The radiosurgery systems maker posted 4.9% growth in sales year-over-year and 2.8% growth in profits, according to a financial report released late last month. VAR shares have gained 1% since the start of 2014 and closed at $78.46 last night, up 0.1% on the day.
Varian reported profits of $98 million, or 91¢ per diluted share, on sales of $711.5 million during the 3 months ended December 27. That compared with profits of $95.3 million, or 86¢ per share, on sales of $678.4 million during the same period the previous year. Per-share earnings came to 91¢, about 12¢ short of analysts’ consensus estimates.
Company leadership reaffirmed the outlook for 2014, saying that it still expects to hit previously issued earnings guidance.

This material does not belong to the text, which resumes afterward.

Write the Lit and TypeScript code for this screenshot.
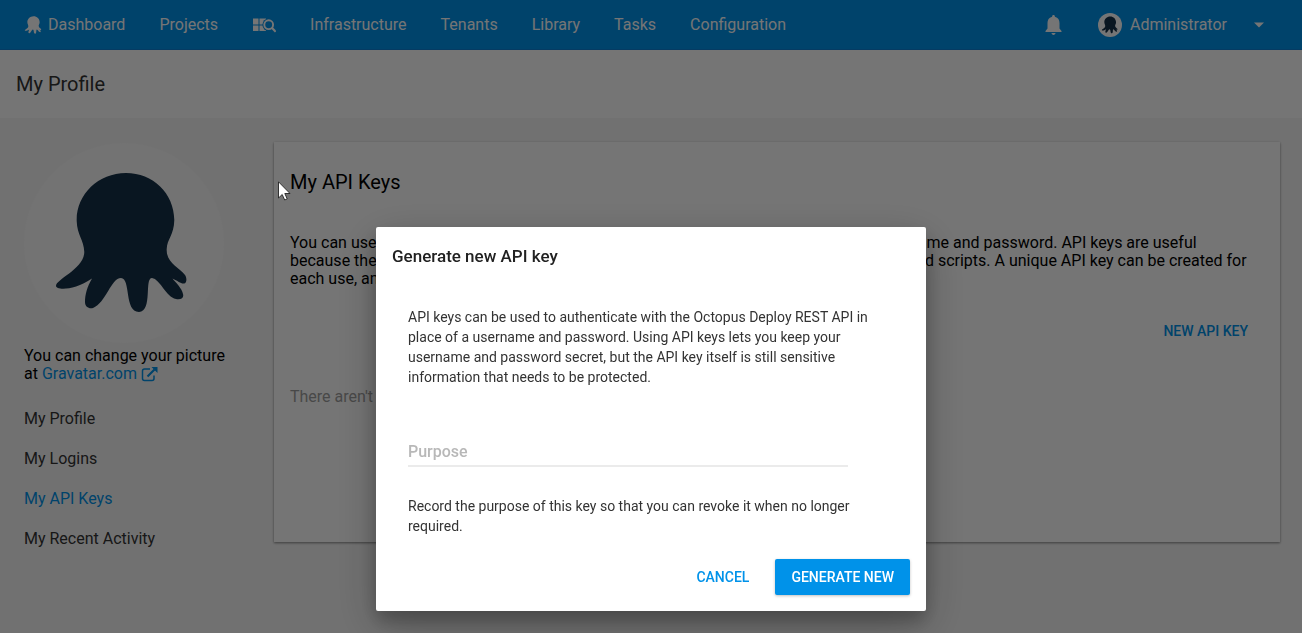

"The company is executing its marketing and operational strategies effectively and we believe we are on track for hitting our fiscal year 2014 growth targets," CEO Dow Wilson said in prepared remarks."For the fiscal year, we continue to believe that total company revenues could increase by about 6 to 8% over the prior fiscal year. Net earnings per diluted share for the fiscal year could be in the range of $4.22 to $4.34. We expect total company revenues for the 2nd quarter of fiscal year 2014 to be about equal to the year-ago quarter when proton revenues were high. Net earnings per diluted share for the second quarter could be in the range of $1.00 to $1.04."